Before the district bought the leak detection equipment, Cooper and technicians used a test meter on valves to locate leaks. "We kept making the area smaller and smaller until we had a good idea of where to excavate," he says. "Sometimes we'd dig up 500 to 600 feet of line before we found the leak, but the effort was worth it."

Although most mains are only 3 feet deep, excavating through the chert and clay was slow and difficult. "Even my two very competent backhoe operators occasionally rolled a rock as they began digging, and it poked a hole in the brittle pipe," says Cooper. The district considered buying a hydroexcavator, but most rocks are three times the diameter of the 4-inch vacuum tube.

Gaining ground

When the leak detection equipment arrived, and after training from the manufacturer, Cooper sent Sullivan into the field. He attached the magnetic data loggers to water valves, fire hydrant valves, flowmeters, and anywhere he could connect with the transmission main to identify the general area of a leak. The next day, Sullivan collected the units and downloaded the information to the correlator for analysis. He then interpreted the numbers and used the ground microphone to target the leaks.

In the first month, Sullivan found two main leaks and numerous small service leaks estimated to account for 11.4 million gallons annually. However, the district needed Sullivan for other duties, and leak detection was relegated to occasional afternoons when nothing else was happening.

Water losses for 2008 and 2009 were 22 and 23 percent or about 25 million gallons. "The increase was a little surprising because we had upsized the backbone of our 6-inch system with 10 miles of 12-inch PVC pipe in 2009," says Cooper.

Cooper was promoted to district manager that year, and he planned an aggressive leak detection program. In 2010, he hired two employees and made Sullivan the full-time electronic technician. From June through December, Sullivan found 34 leaks equaling 17.3 million gallons. The construction crew repaired them immediately.

Next generation

"Practice with the equipment and trial and error improved Jordan's accuracy," says Cooper. "We initially dug a lot of dry holes, and then it became the occasional 10- to 15-foot-long dry trench.
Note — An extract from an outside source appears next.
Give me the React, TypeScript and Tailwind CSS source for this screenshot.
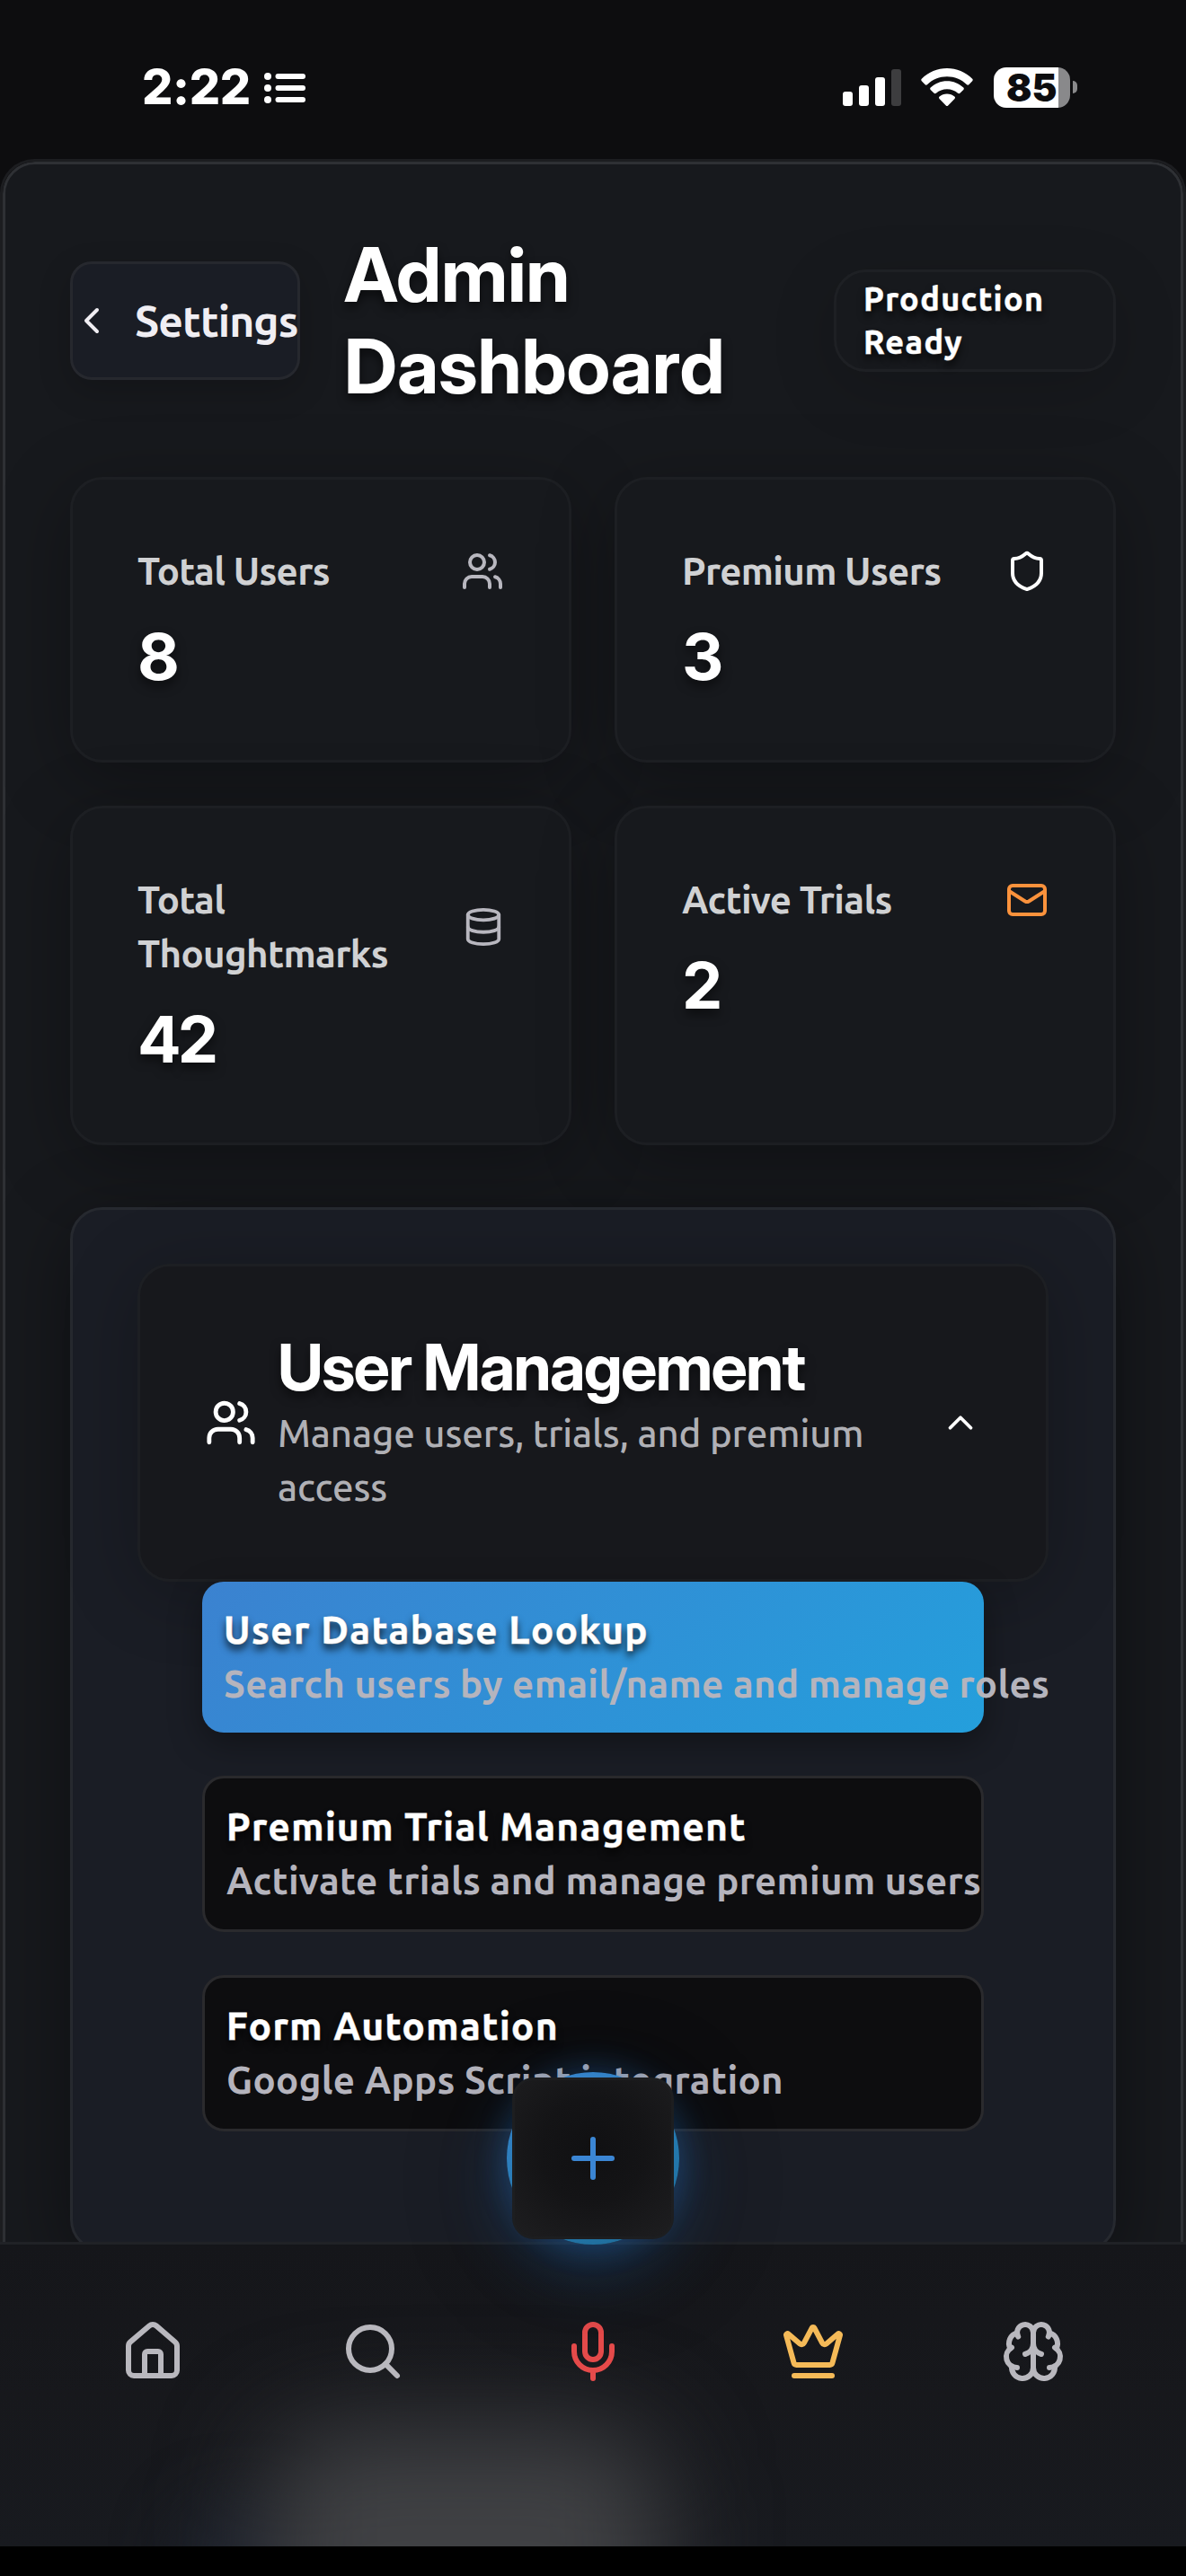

When that happened, Jordan put the equipment into the excavated pipe and further narrowed down the location of the leak."

In September 2011, Cooper met Simon Wick, vice president of Matchpoint, a water asset management firm in Wilmington, N.C. "He enlightened us on how to interpret the numbers so we'd know if we were looking at a leak, a potential leak, or an outside noise such as a power transformer," says Cooper.

Wick also had the next generation of Fluid Conservation Systems equipment. Cooper purchased the hydrophone kit for the correlator, 11 more Permalog units, a new Patroller unit, and training from Matchpoint. "Simon, Jordan and I spent a day simulating leaks," says Cooper. "The new equipment was phenomenal."

Sullivan finds the new data loggers simpler to understand because they only indicate whether they heard something or not. If the analysis is positive, he uses the hydrophones and correlator to come within two feet of the leak 80 percent of the time.

"It probably takes Jordan six months to check our whole system, and he does it annually," says Cooper. "Last year, he found 58 leaks totaling 4.6 million gallons, and 50 percent of them were undetectable without this equipment."

For 2011, the district's average water loss was 9.67 percent. Cooper's goal is to keep it below 10 percent. "When we compare that percentage with the minute water loss allowed by our engineers and the amount the American Water Works Association allows for testing pipeline, our water loss is zero," he says. The district saved enough money in recovered water to pay for all the equipment and Sullivan's salary.